Two, it will free the national oil company of precious time so that it can focus more on more cerebral work, rather than being weighed down with the mundane responsibility for making fuel available and senior executives spending quality time inspecting depots and filling stations. In a deregulated market, others can import petrol or even choose to set up refineries here. It also removes the yoke of petrol availability from the neck of government and restores petrol as a normal good, not a political one.
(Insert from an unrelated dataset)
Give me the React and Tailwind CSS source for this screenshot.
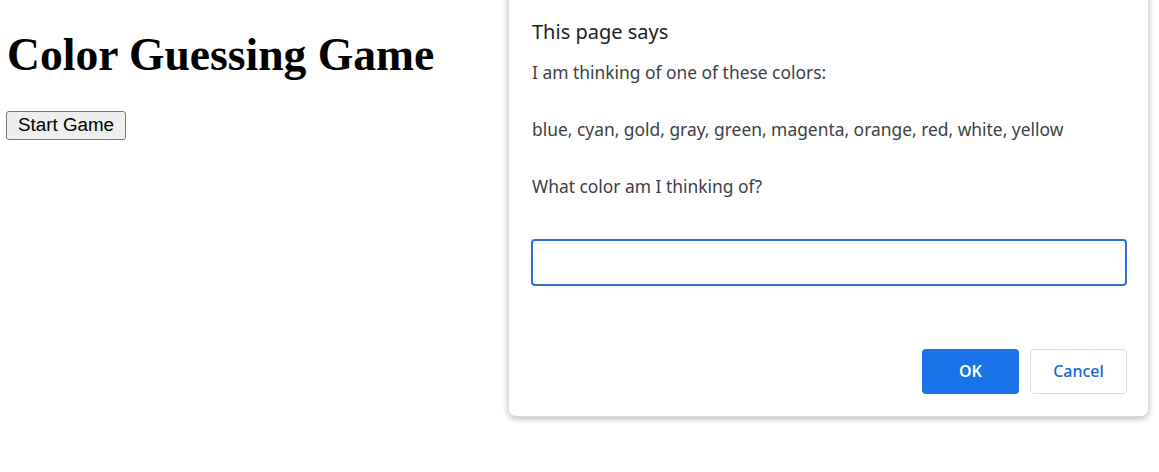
export default function App() {
  return (
    <div className="relative w-[1159px] h-[472px] bg-white overflow-hidden">
      {/* page */}
      <div className="pl-[6px] pt-[29px]">
        <h1 className="text-[45.6px] leading-[52px] font-bold text-black font-['Liberation_Serif',serif] ml-[1px]">
          Color Guessing Game
        </h1>
        <button className="mt-[30px] h-[29px] px-[11px] text-[18.8px] leading-none text-black bg-[#efefef] border border-[#767676] rounded-[3px] font-['Liberation_Sans',Arial,sans-serif]">
          Start Game
        </button>
      </div>

      {/* prompt dialog */}
      <div className="absolute left-[508px] top-[-20px] w-[641px] bg-white rounded-[8px] border border-[#dcdcdc] shadow-[0_2px_6px_rgba(0,0,0,0.25)] pl-[22px] pr-[21px] pt-[36px] pb-[22px] font-['Noto_Sans','Open_Sans',sans-serif]">
        <div className="pl-[1px] text-[20px] leading-[30px] text-[#202124]">This page says</div>
        <div className="pl-[1px] mt-[11px] text-[17.4px] leading-[28.5px] text-[#3c4043] whitespace-pre-line">
          {'I am thinking of one of these colors:\n\nblue, cyan, gold, gray, green, magenta, orange, red, white, yellow\n\nWhat color am I thinking of?'}
        </div>
        <input
          className="mt-[38px] block w-[596px] h-[47px] rounded-[4px] border-2 border-[#2f6fd0] outline-none px-2 text-[16px]"
          defaultValue=""
        />
        <div className="mt-[63px] flex justify-end gap-[11px]">
          <button className="w-[97px] h-[45px] rounded-[4px] bg-[#1a73e8] text-white text-[16px] font-semibold">
            OK
          </button>
          <button className="w-[97px] h-[45px] rounded-[4px] bg-white border border-[#dadce0] text-[#1a66d6] text-[16px] font-medium">
            Cancel
          </button>
        </div>
      </div>
    </div>
  );
}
Three, it will take away the unending controversies around consumption figures and the incentives for smuggling and collusion. Whether it is 30 million or 60 million litres per day, the only reason why we are bothered about consumption figures is because of the amount paid by the Federation on the difference between landing/exit-gate cost and the retail price of petrol.

And lastly, deregulation will lead to savings of the amount spent on subsiding petrol, most of which are cornered by the elite and not the poor. Without subsidy, we shouldn’t be worrying about how high crude oil prices will increase the subsidy for the year or about how the potential gains from the war in Ukraine will be wiped out by petrol subsidy or about how we may need to go a-borrowing to pay for subsidy. Deregulation doesn’t mean that government will disappear totally from the scene. It will be there not to fix prices or determine quantity but to ensure consumer protection, prevent collusion, and regulate quality (which sadly it didn’t do well with the high-sulphur fuel imported recently).

Given that deregulation will always be resisted, it will be important to develop a robust implementation and engagement strategy and have a credible plan for alleviating the impact of the immediate and future shocks on the masses. The moment crude prices start tracking downward, deregulation needs to be back on the table. It should be one of the major pillars of our energy security strategy.